I built two spread sheets to calculate the required dimensions for a Helmholtz or quarter wave resonator, they can be downloaded below:

Helmholtz Resonator Calculator

Quarter Wave Resonator

Note that since these types of resonators depend on the speed of sound, they are temperature dependent. However, because the exhaust does not actually flow through the resonator, they don't operate at the full exhaust gas temperature. In my testing my resonator tends to run around 90-110° Fahrenheit while cruising on a warm day.

I ended up building several iterations of my resonator, targeting 125hz. The first used 3" tube for the canister and 1" tube for the connecting pipe, and while it helped a lot it was (I think) just a little too small to really do the job. So I built another using 1.25" tube for the connector, and 4" for the canister. As the diameter of the connector goes up, so does the required volume of the canister. Similarly, as the length of the connector goes up the required volume goes down. So there are a lot of ways you can adjust the three key dimensions to get the same effect. My calculator includes fields to calculate three separate options so they can be viewed and compared side by side.

The larger resonator seemed to help more than the small one, but still didn't seem quite as effective as I was hoping. However, at this point I discovered an error in my spread sheet (two missing sets of parentheses). Interestingly, the error had only effected my calculation for the small resonator by a few percent, but had effected the calculation for the large one by about 30%! With that corrected I modified the resonator one more time, taking almost 3" out of the length of the canister. The end result on the frequency analysis was pretty profound:

Driving, the results are even more impressive. It went from* almost instant headache* to *a little drone but not too bad*. Interestingly, there are a couple of areas where the frequency analysis appears to be slightly louder with the resonator, but keep in mind this is a crappy uncalibrated cell phone mic we are talking about! Here's the final resonator installed under the car:

At this point, the drone is mostly gone, but it still could be just a little quieter overall for long drives. So for temporary use I picked up a pair of 3" silencers to fit into the exhaust tips. I had to borrow an exhaust pipe expander from the auto parts store to make them fit, and also grind the edges of the silencers down slightly with a belt sander, but the end result is they tap into place easily with a hammer, stay there without any fasteners, and can be removed easily with a slide hammer when I get to the track. I'm sure they cost a few hp, but it's a hardly noticeable amount driving around town or cruising on the highway, and they pretty much eliminate the remaining drone and drop the overall sound level by a couple of db.

Please reply ASAP

Thanku

Odysseas Koromias

Thanks,George

Just a thought, if I wanted to remove two frequencies (I have drone at 106hz and at 144hz) and I have a dual exhaust setup, would it be feasible if I built a resonator for each frequency between the two exhaust?

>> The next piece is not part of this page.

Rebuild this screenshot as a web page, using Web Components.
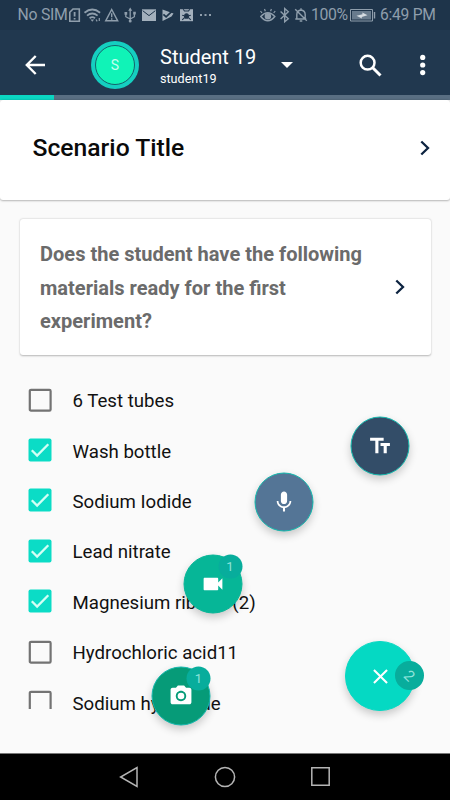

Say, 107hz resonator for the left exhaust pipe and 144hz on the right?

I mean either way I will probably build and weld one on first and see that impact and if it reduces it significantly enough I might end up building one for the other frequency.

Yes, you can adjust the calculator to target whatever frequency you want, using various resonator dimensions.

For a true dual setup on a V8, I presume that the calculations for target frequency would be based on half the engine?

So either calculated (based on RPM) or measured and divided by 2?

I don't know for sure, but if I had to guess, I would say if you are calculating based on RPM, you would divide by 2. If you are measuring the actual drone frequency as I did, I expect you would want to build resonators to target the frequency that you measure (and this would probably correspond to the calculated frequency divided by 2).

Makes sense. I have calibrated mic and RTA for audio tuning, this sounds like a chance to use it for something new. Thanks.

hi alex, thanks for the great write up. for a 370z engine is it correct that at 2500 RPM the freq = 2500*3 / 60 = 125hz, is this formula correct o build on? if so now we have the freq we can use the calculations found in the excel to draw pipe length. another question, whats the average TEMP should i consider? is it a major factor?

thanks again.

I believe that is the correct formula. 125hz @ 2500 rpm is more or less where I had drone issues on mine, so it makes sense. Temperature is tricky. Obviously EGT's are pretty hot, but since no exhaust actually flows through the resonator it doesn't run nearly as hot as the rest of the exhaust. But it's tough to check before building the resonator. As I said, the surface of mine was running in the low 100's F in normal cruising conditions. It does make a difference, but luckily it's not a BIG difference in my experience.

Makes perfect sense on the Temperature topic, noted.

I'm having drone in a devil spot 2700 rpm, so i'll be able to draw the frequency from the formula, thats given.

My other question is: since we can apply the formula on any 370z - in my case - so are you actually saying that nearly all 370z engines have the same RPM frequency table, hence; the top sealed pipe length is more or less the same for every 370z out there, for a specific RPM?

ive got caught by this question which basically can sort out the drone issue im facing.

In theory yes, the frequency created will be based on the RPM and number of cylinders. But the rest of the exhaust system will either muffle those frequencies, or not muffle certain ones enough, so it's possible your drone isn't exactly the same as what you might calculate. It's worth checking with a free cell phone app, just to make sure you are targeting the frequency you are actually hearing.